J'utilise Safari sur mon MBP.
De même, je l'utilise pour mon iPad et mon iPhone
comment dois-je faire pour synchroniser mes "folders" du MBP à l'iPad? Pour l'iPhone, c'est moins important. Je ne suis pas intéressé par les onglets( lesquels me donne les derniers sites sur lesquels je / nous suis /sommes allés)...
Je recherche le moyen de transférer sur l'iPad les folders tels qu'ils sont sur le MBP.
cela se fait il via iTunes?
Merci pour vos lumières


----------



## lineakd (27 Décembre 2012)

@bruno de Malaisie, avec icloud, non?


----------



## Bruno de Malaisie (27 Décembre 2012)

Ben non justement, Juste les derniers onglets ouverts sont visibles via iCloud, mais pas les folders....
iTunes 11 ne permet plus de synchroniser depuis l'ordinateur 
C'est dommage car mes dossiers sont bien rangés sur le Safari du MBP mais pas sur celui de l'iPad. Je ne comprends pas pourquoi certains de ces folders sont pourtant synchronisés sur l'iPad et d'autres pas. 
J'utilise XMarks Safari.

---------- Nouveau message ajouté à 21h47 ---------- Le message précédent a été envoyé à 20h40 ----------

Résolu.
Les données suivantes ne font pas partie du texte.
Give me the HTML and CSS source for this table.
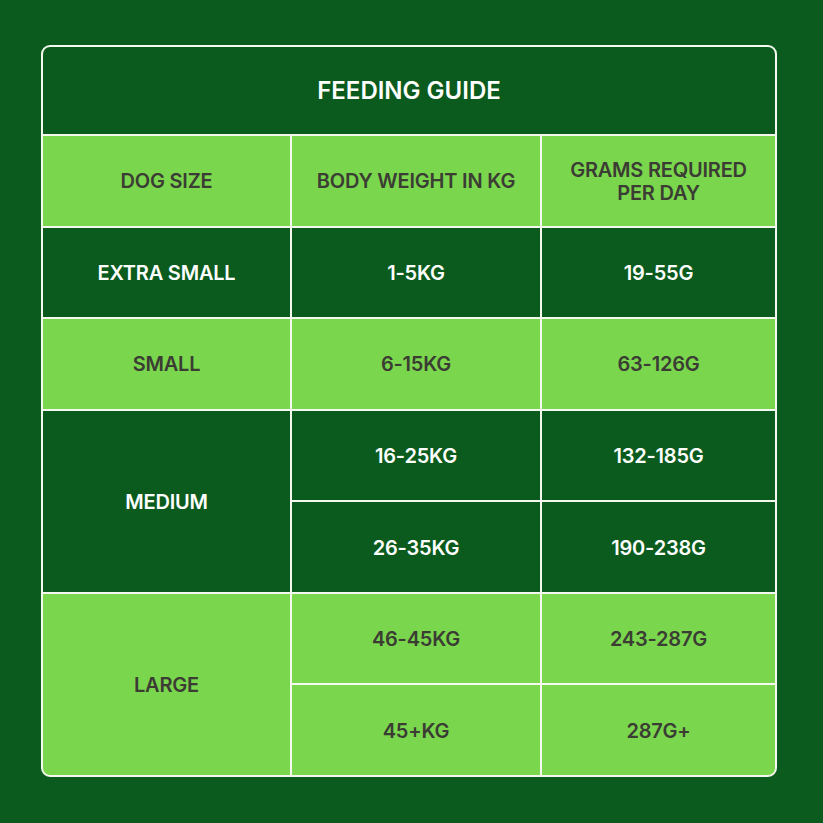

J'ai supprimé les folders Safari du MBP en étant sur ma session iCloud, puis j'ai reccoché la même case.
Hourra, je me retrouve avec les mêmes folders des deux côtés (MBP et iPad)
Youpee!!!!!

---------- Nouveau message ajouté à 21h48 ---------- Le message précédent a été envoyé à 21h47 ----------

Comment mettre Résolu à ce post?
Je ne vois pas, même si je voulais le mettre...


----------